At the beginning of my graduate studies, I was somewhat bored with narrative poetry. Novels and short stories and essays are already narrative; why should a poem bother when it has so many more tools available to it? But when I began encountering poems and hybrid poetry/essay texts that incorporated elements of narrative and story while challenging and subverting them, like Autobiography of Red, they ignited my excitement about the narrative poetic form and what all it could hold.
December: Deep Creek: Finding Hope in the High Country by Pam Houston (W. W. Norton & Co., 2019)
I picked up this book for its subtitle, “Finding Hope in the High Country,” to be a balm to my news-weary soul. I also realized that I had yet to read an actual book by Pam Houston, so it was another guilt-driven read, at least to begin with.
I heard Pam Houston talk about this book and her writing process at a conference earlier in 2019. She’d read aloud a passage about seeing migrating narwhals in the arctic, a miraculous event and one that’s exceedingly rare to have witnessed. The room took on a sacred atmosphere while she read. I also knew that Houston lives on a rural ranch somewhere near Aspen, Colorado—”High Country” indeed.
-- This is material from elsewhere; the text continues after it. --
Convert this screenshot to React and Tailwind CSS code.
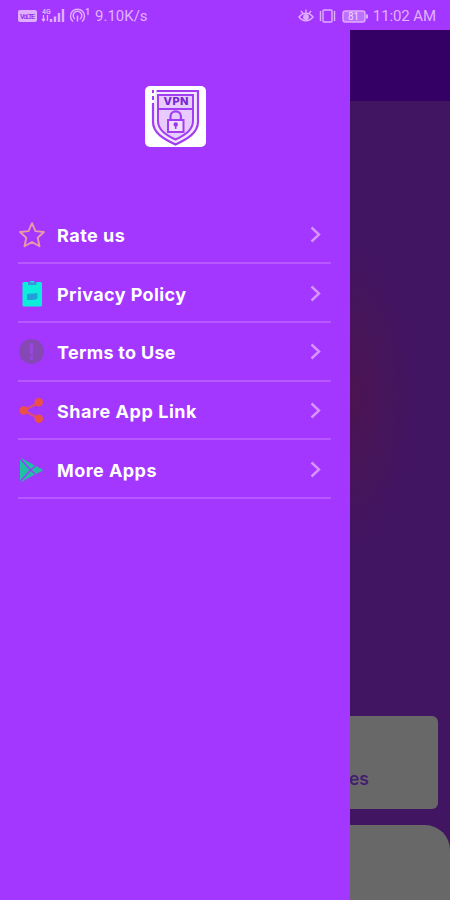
const StarIcon = () => (
    <svg viewBox="0 0 26 26" className="size-[26px]" fill="none" stroke="#e79ba6" strokeWidth="1.9" strokeLinejoin="round">
        <path d="M13 1.2l3.5 7.9 8.4.9-6.2 5.7 1.8 8.6-7.5-4.3-7.5 4.3 1.8-8.6L1.1 10l8.4-.9z" />
    </svg>
);

const ClipboardIcon = () => (
    <svg viewBox="0 0 26 26" className="size-[26px]">
        <rect x="3.5" y="1" width="19.5" height="24.5" rx="1.5" fill="#0eecdc" />
        <path d="M9 1h2a2.2 2.2 0 0 1 4.4 0h2v3H9z" fill="#3f8fe0" />
        <path d="M11.500 0h3.500v1.500h-3.500z" fill="#0eecdc" />
        <path d="M8 13l10.500-1v5.500L15.500 19H8z" fill="#1aa5dd" />
        <path d="M9 15h8M9 17h5" stroke="#3b8bd6" strokeWidth="0.8" />
    </svg>
);

const AlertIcon = () => (
    <svg viewBox="0 0 26 26" className="size-[26px]">
        <circle cx="12.5" cy="12.5" r="12.5" fill="#8548b5" />
        <path d="M10.500 4.500h4l-.7 11h-2.600z" fill="#9b46dc" />
        <circle cx="12.5" cy="19" r="1.9" fill="#9b46dc" />
    </svg>
);

const ShareIcon = () => (
    <svg viewBox="0 0 26 26" className="size-[26px]" fill="#ed5145">
        <path d="M19.500 4.500L5 12.500l14.500 8" fill="none" stroke="#e04d6c" strokeWidth="2.2" />
        <circle cx="19.8" cy="4.2" r="4.2" />
        <circle cx="4.8" cy="12.5" r="4.3" />
        <circle cx="19.8" cy="20.8" r="4.2" />
    </svg>
);

const PlayIcon = () => (
    <svg viewBox="0 0 26 26" className="size-[26px]" fill="#1fbfa5">
        <path d="M1 2.500v21.200L10.500 13z" />
        <path d="M1.500.6l14.300 7.800-4 3.700z" />
        <path d="M1.500 25.400l14.300-7.800-4-3.700z" />
        <path d="M17 9.200l6 3a1 1 0 0 1 0 1.700l-6 3.100-4.200-4z" />
    </svg>
);

const ShieldLogo = () => (
    <svg viewBox="0 0 61 61" className="size-[61px]" fill="none" stroke="#a13df2">
        <rect width="61" height="61" rx="5" fill="#fff" stroke="none" />
        <path d="M11.500 5H53v31c0 11-11 17-22.500 22.500C19 53 8 47 8 36V17" fill="#f5e6ff" strokeWidth="2.2" />
        <path d="M8 4v3M8 10v4" strokeWidth="2" />
        <path d="M13 9h35v26c0 9-8 14-17.500 18.500C21 49 13 44 13 35z" fill="#e9ccff" strokeWidth="2" />
        <path d="M13 23h35" strokeWidth="1.8" />
        <path d="M25.500 34v-3.500a5.200 5.200 0 0 1 10.400 0V34" strokeWidth="2.2" />
        <rect x="23" y="34" width="15.5" height="12" fill="#f3e0ff" strokeWidth="2" />
        <circle cx="30.700" cy="38.500" r="2.200" fill="#9a35ec" stroke="none" />
        <path d="M30.700 39v4" strokeWidth="1.6" />
        <text
            x="18.5"
            y="19"
            textLength="25"
            fill="#7826d0"
            stroke="none"
            className="font-['Inter',sans-serif] text-[11px] font-extrabold"
        >
            VPN
        </text>
    </svg>
);

const Chevron = () => (
    <svg viewBox="0 0 12 18" className="h-[18px] w-3" fill="none" stroke="#d794ff" strokeWidth="2.4">
        <path d="M1.5 1.5L9 8.500l-7.500 7" />
    </svg>
);

const SignalIcons = () => (
    <svg viewBox="0 0 72 18" className="h-[18px] w-[72px]" fill="none" stroke="#dfaeff" strokeWidth="1.3">
        <rect x="0" y="3" width="19" height="12" rx="2" fill="#dfaeff" stroke="none" />
        <text x="2" y="12" textLength="15" fill="#9c38ed" stroke="none" className="font-['Roboto',sans-serif] text-[7px] font-bold">
            VoLTE
        </text>
        <text x="24" y="6.500" fill="#dfaeff" stroke="none" className="font-['Roboto',sans-serif] text-[7px] font-bold">
            4G
        </text>
        <path d="M25.500 8v6m-1.500-2l1.500 2 1.500-2M29.500 14V8" />
        <path d="M33 15v-3M37 15V9.500M41 15V6M45 15V2" strokeWidth="2.4" />
        <path d="M55 14.500a7 7 0 1 1 9 0M57 12a4.300 4.300 0 1 1 5 0M59.500 8.500v6" strokeWidth="1.5" />
        <text x="67" y="8" fill="#dfaeff" stroke="none" className="font-['Roboto',sans-serif] text-[9px] font-bold">
            1
        </text>
    </svg>
);

const DeviceIcons = () => (
    <svg viewBox="0 0 72 18" className="h-[18px] w-[72px]" fill="none" stroke="#dfaeff" strokeWidth="1.4">
        <path d="M1 10c4-5 10-5 14 0-4 5-10 5-14 0zM3 4l2 2.500M8 2.500v3M13 4l-2 2.500" />
        <circle cx="8" cy="10" r="2.2" fill="#dfaeff" />
        <rect x="25" y="3" width="9" height="12" rx="1" />
        <path d="M22.500 4v10M36.500 4v10" />
        <rect x="45" y="4" width="22" height="11" rx="2.5" fill="#bf70ff" />
        <path d="M69 7.500v4" strokeWidth="2" />
        <text x="50" y="13" fill="#f0d8ff" stroke="none" className="font-['Roboto',sans-serif] text-[10px]">
            81
        </text>
    </svg>
);

const menuItems = [
    { label: "Rate us", icon: StarIcon, spacing: "tracking-[0.5px]" },
    { label: "Privacy Policy", icon: ClipboardIcon, spacing: "tracking-[0.4px]" },
    { label: "Terms to Use", icon: AlertIcon, spacing: "tracking-[0.3px]" },
    { label: "Share App Link", icon: ShareIcon, spacing: "tracking-[0.55px]" },
    { label: "More Apps", icon: PlayIcon, spacing: "tracking-[0.45px]" },
];

const StatusBar = () => (
    <header className="flex h-[30px] shrink-0 items-center justify-between pl-[18px] pr-[14px] pt-[2px] font-['Roboto',sans-serif] text-[15px] text-[#e0b2ff]">
        <div className="flex items-center gap-[5px]">
            <SignalIcons />
            <span>9.10K/s</span>
        </div>
        <div className="flex items-center gap-[3px]">
            <DeviceIcons />
            <span className="tracking-[-0.1px]">11:02 AM</span>
        </div>
    </header>
);

const Drawer = () => (
    <aside className="w-[350px] shrink-0 bg-[#a336ff]">
        <div className="flex h-[175.5px] justify-center pt-14">
            <ShieldLogo />
        </div>
        <ul className="pl-[18px] pr-[19px]">
            {menuItems.map(({ label, icon: Icon, spacing }) => (
                <li key={label} className="flex h-[58.7px] items-center border-b-2 border-[#b657ff] pl-px pt-[2px]">
                    <Icon />
                    <span className={`ml-3 flex-1 whitespace-nowrap pt-[2px] text-[18px] leading-6 font-bold text-white ${spacing}`}>
                        {label}
                    </span>
                    <span className="mr-[9px]">
                        <Chevron />
                    </span>
                </li>
            ))}
        </ul>
    </aside>
);

// Home screen showing dimmed behind the open drawer
const DimmedHome = () => (
    <main className="flex flex-1 flex-col overflow-hidden bg-[#421563]">
        <div className="h-[71px] shrink-0 bg-[#350066]" />
        <div className="flex-1 bg-[radial-gradient(ellipse_65px_155px_at_0px_295px,#4c1451_0%,#471559_45%,#421563_100%)]" />
        <div className="mr-3 flex h-[93px] items-end rounded-r-[6px] bg-[#686868] pb-[18px]">
            <span className="-ml-px text-[17.5px] font-semibold leading-6 text-[#42206f]">es</span>
        </div>
        <div className="mt-4 h-[75px] shrink-0 rounded-tr-[25px] bg-[#686868]" />
    </main>
);

export default function App() {
    return (
        <div className="flex h-[900px] w-[450px] flex-col overflow-hidden bg-[#a336ff] font-['Inter','Open_Sans',sans-serif]">
            <StatusBar />
            <div className="flex flex-1">
                <Drawer />
                <DimmedHome />
            </div>
        </div>
    );
}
Naturally, the dog butt on the cover really sealed the deal.
Deep Creek reminded me of the great healing powers a good memoir wields, much like Cheryl Strayed’s Wild, Mary Karr’s The Liars’ Club, or Janisse Ray’s Ecology of a Cracker Childhood. Houston’s abusive and difficult upbringing gives her a distinct appreciation for the companionship and honest-to-goodness majesty of animals (see the aforementioned dog butt). She is able to appreciate her survival instincts for how far they’ve brought her while also critiquing them without falling into a shame spiral, something I’d happily read more memoirs to bear witness to.
I’m confident 2020 will be another year of good books, and my first year in a few where I won’t be reading toward a degree, so I’ll have more flexibility to read whatever I want. I am so grateful to be living in a time of such spectacular art and literature. Thank you to every artist for the necessary work you do, and for making me feel less alone.